Credit is being withdrawn due to the financial criss, that's a major downward pressure and represents the market restoring equilibrium.
However, the government's stated objective is to restore credit availability to the stupid peak levels of 2007 and so far they have shown a real determination to at least try to bombard the banking system with lots of money to that end.
Whether they succeed or fail, its bad news given their tactics of chucking public cash at the banks to restore those lending levels.
ie. Succeed in restoring 2007 level credit availability - rampant inflation. Maybe even hyperinflation if things aren't brought to heel, if they even can be brought to heel by that stage.
Fail - recession lasts for even longer (due to all the public money wasted on liquidity measures and sucked out of our future earnings) and we probably see stagflation due to the currency collapsing.
What they need to do is set sensible rates and control the descent into recession so that it happens quickly enough to let the economy recover ASAP, but not so quickly that the thing slides out of control into a deep depression. Debt/credit has to be destroyed, we will have to swallow the bitter pill. Dodging it won't work.
They need to stop looking to a lax, cheap credit economy as being the way forward and develop strategies for sustainable growth and development instead.
I disagree that the banks are going to start lending money any time soon. Firstly, I don't think it is the government's intention to restore lending to 2007 levels, I think this is just the way it is sometimes reported in the (tory?) press. Secondly, the markets for MBS - mortgage backed securities - are still not operating, so there is no chance that we can go back to the lending levels of 2007. Thirdly, banks won't lend until they feel it is safe to do so - not matter what anyone says. So IMHO there is no chance that the real economy is going to be flooded with money any time soon.
So what can be done in the meantime to pump some liquidity into the system? Again, I disagree that we "let the markets sort it out". Economics is an ART not a physical science, it's not a natural phenomenon like a gravitational pull.

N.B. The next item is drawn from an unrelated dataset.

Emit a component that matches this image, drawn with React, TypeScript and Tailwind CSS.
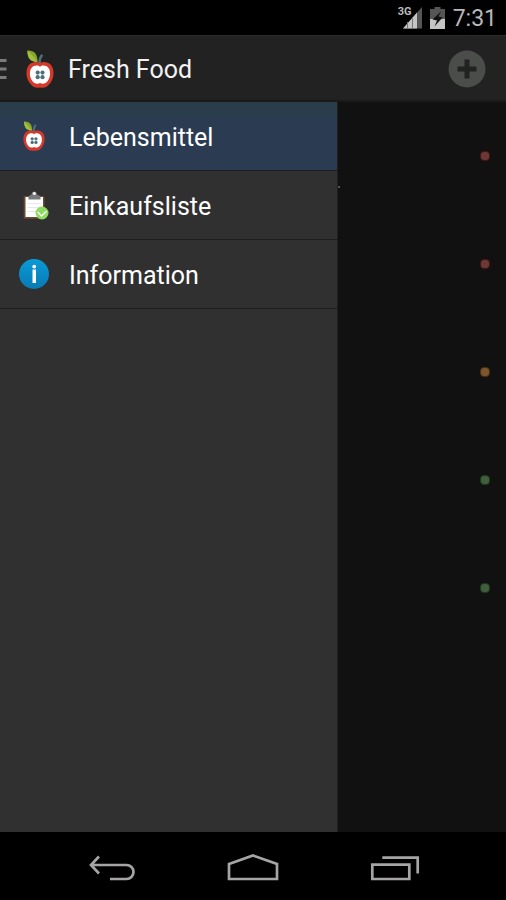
import React from "react";

const Apple = ({ className }: { className: string }) => (
  <svg viewBox="0 0 28 38" className={className} aria-hidden="true">
    <path d="M1.5 0.5C8 0.2 11.8 4 11.5 12C5 12 1.2 8.5 1.5 0.5Z" fill="#86a52c" />
    <path d="M1.5 0.5C5 4 8 7 11.5 12C5 12 1.2 8.5 1.5 0.5Z" fill="#a3bd3c" />
    <path d="M13.5 14C13.3 9.5 14.2 7 16.3 4.8" fill="none" stroke="#4d7078" strokeWidth="2.6" />
    <path
      d="M14 13C17 11.5 22 11.6 25 15C28.5 19 28.2 27 25 32C22 37 18 38.5 14 37.5C10 38.5 6 37 3 32C-0.2 27 -0.5 19 3 15C6 11.6 11 11.5 14 13Z"
      fill="#d5392c"
    />
    <path
      d="M14 17C15.5 15 20 15 22.5 18C24.8 21 24.5 27 22 30.5C20 33.8 16.5 34.5 14 33C11.5 34.5 8 33.8 6 30.5C3.5 27 3.2 21 5.5 18C8 15 12.5 15 14 17Z"
      fill="#fff"
    />
    <g fill="#4d7078">
      <circle cx="11.7" cy="22.6" r="2.1" />
      <circle cx="16.5" cy="22.6" r="2.1" />
      <circle cx="11.7" cy="27.2" r="2.1" />
      <circle cx="16.5" cy="27.2" r="2.1" />
    </g>
  </svg>
);

const Clipboard = () => (
  <svg viewBox="0 0 30 30" className="size-[30px]" aria-hidden="true">
    <rect x="4.7" y="6" width="20.8" height="22.7" rx="1" fill="#6b4a30" />
    <path d="M6.5 7H24V27H6.5Z" fill="#fff" />
    <path d="M8.500 13.500H22M8.500 17.500H22M8.500 21.500H18" stroke="#e6e9eb" />
    <path d="M9.500 9.500V7C9.500 5.500 11.500 5.500 12.500 4.500C12.700 0.500 17.800 0.500 18 4.500C19 5.500 21.500 5.500 21.500 7V9.500Z" fill="#777a7c" />
    <circle cx="15.3" cy="3.5" r="1.5" fill="#fff" />
    <circle cx="23" cy="23" r="6.5" fill="#8fdc62" />
    <path d="M18.700 22L22.500 26L27.700 21" fill="none" stroke="#fff" strokeWidth="1.3" />
  </svg>
);

const Info = () => (
  <svg viewBox="0 0 30 30" className="size-[30px]" aria-hidden="true">
    <defs>
      <linearGradient id="info" x1="0" y1="0" x2="0" y2="1">
        <stop offset="0" stopColor="#0a9ad6" />
        <stop offset="1" stopColor="#087bb4" />
      </linearGradient>
    </defs>
    <circle cx="15" cy="15" r="15" fill="url(#info)" />
    <circle cx="15.2" cy="7.6" r="1.9" fill="#fff" />
    <path d="M13.500 10.500H17V24H13.500Z" fill="#fff" />
  </svg>
);

const items = [
  { label: "Lebensmittel", icon: <Apple className="h-[30px] w-[22px]" />, active: true },
  { label: "Einkaufsliste", icon: <Clipboard />, active: false },
  { label: "Information", icon: <Info />, active: false },
];

const dots = [
  "bg-[#6b3a38] border-[#481210]",
  "bg-[#6b3a38] border-[#481210]",
  "bg-[#7d552f] border-[#4c2c0c]",
  "bg-[#415f3d] border-[#1c3a1b]",
  "bg-[#415f3d] border-[#1c3a1b]",
];

const App = () => {
  return (
    <div className="flex min-h-screen flex-col bg-[#111111] font-[Roboto,sans-serif] text-white">
      <div className="flex h-[35px] items-center justify-end gap-2 bg-black pr-[9px] text-[#b9b9b9]">
        <div className="relative">
          <svg viewBox="0 0 24 24" className="size-6" aria-hidden="true">
            <path d="M5 22.5L24 1V22.5Z" fill="#555" />
            <path d="M5 22.5L19 6.500V22.5Z" fill="#c4c4c4" />
            <path d="M9.5 16V22.5M14.5 11V22.5" stroke="#777" />
          </svg>
          <span className="absolute top-0 left-0 text-[11px] leading-3 font-bold">3G</span>
        </div>
        <svg viewBox="0 0 15 22" className="h-[22px] w-[15px]" aria-hidden="true">
          <path d="M4.5 0H10.5V2H15V12H0V2H4.5Z" fill="#555" />
          <path d="M0 12H15V22H0Z" fill="#c4c4c4" />
          <path d="M11 4.5L2.500 12.500L7 13.500L4.500 19.500L12.500 10.500L8.500 9.500Z" fill="#111" />
        </svg>
        <span className="pt-0.5 text-[23px] leading-7">7:31</span>
      </div>

      <header className="flex h-[67px] items-center border-t border-b-2 border-t-[#2c2c2c] border-b-[#1a1a1a] bg-[#222222] pt-0.5 pr-5">
        <button className="flex items-center" aria-label="Menu">
          <svg viewBox="0 0 7 20" className="h-5 w-[7px]" aria-hidden="true">
            <path d="M0 1.5H6.5M0 10H6.5M0 18.5H6.5" stroke="#7b7b7b" strokeWidth="3" />
          </svg>
        </button>
        <Apple className="ml-[19px] h-[38px] w-7" />
        <h1 className="ml-[14px] grow pt-0.5 text-[25px] leading-8 text-[#f3f3f3]">Fresh Food</h1>
        <button aria-label="Add">
          <svg viewBox="0 0 38 38" className="size-[38px]" aria-hidden="true">
            <circle cx="19" cy="19" r="18.5" fill="#4b4d4b" />
            <path d="M9.5 19H28.5M19 9.5V28.5" stroke="#222222" strokeWidth="5" />
          </svg>
        </button>
      </header>

      <main className="flex grow">
        <nav className="w-2/3 bg-[#303030]">
          <ul>
            {items.map((item) => (
              <li key={item.label} className="border-b border-[#1d1f1f]">
                <a
                  href="#"
                  className={
                    item.active
                      ? "flex h-[68px] items-center bg-[#2a3b52] bg-linear-to-b from-[#2a3d4a] from-20% to-[#2a3b52] to-25%"
                      : "flex h-[68px] items-center"
                  }
                >
                  <span className="flex w-[69px] justify-center pr-px">{item.icon}</span>
                  <span className="pt-1 text-[25px] leading-8">{item.label}</span>
                </a>
              </li>
            ))}
          </ul>
        </nav>
        <ul className="relative grow border-l border-[#1f1f1f]">
          <li className="absolute top-[84px] left-0 size-[2px] bg-[#555]" />
          {dots.map((dot, i) => (
            <li key={i} className="flex h-[108px] items-center justify-end pr-4">
              <span className={`size-[10px] rounded-[4px] border ${dot}`} />
            </li>
          ))}
        </ul>
      </main>

      <footer className="flex h-[68px] items-center justify-center bg-black">
        <button className="flex w-[28%] justify-center" aria-label="Back">
          <svg viewBox="0 0 48 32" className="h-8 w-12" fill="none" stroke="#a6a4a5" strokeWidth="2.7" aria-hidden="true">
            <path d="M12 6.5L4 15L12 23.5M4 15H39.5A7 7 0 0 1 39.5 29H23" />
          </svg>
        </button>
        <button className="flex w-[28%] justify-center" aria-label="Home">
          <svg viewBox="0 0 52 32" className="h-8 w-[52px]" fill="none" stroke="#a6a4a5" strokeWidth="2.7" aria-hidden="true">
            <path d="M2 14L26 5.5L50 14V29H2Z" />
          </svg>
        </button>
        <button className="flex w-[28%] justify-center" aria-label="Recent apps">
          <svg viewBox="0 0 50 32" className="h-8 w-[50px]" fill="none" stroke="#a6a4a5" strokeWidth="2.7" aria-hidden="true">
            <path d="M2.3 14.7H39.3V29H2.3ZM12.3 7.7H47.7V23.5" />
          </svg>
        </button>
      </footer>
    </div>
  );
};

export default App;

It's just money. The obvious answer is to lower interest rates & for the government to spend whatever it can, IMHO to get "some" liquidity into the real economy- whilst keeping an eye on sterling I agree.
I think another point on which we disagree is how we got here. The UK & US governments never set out to create a credit boom- housing bubble . It was a result of firstly, coping with the deflationary effects of the flood of Chinese imports coming in to Western Economies which had a massive deflationary impact from 2000 onwards. Secondly, trying to cope with the fall out from the dotcom crash. You sometimes make it sound as if Western Govrnments deliberately went out to create this situation, when in actual fact they were, as they are now, caught between a rock and a hard place. Of course, in retrospect there are many things that they should have done differently and I'm sure we would agree on many of them....;)0 -
Ok now you look foolish.
I answered your question that I would preffer low rates and no job than high rates and no job!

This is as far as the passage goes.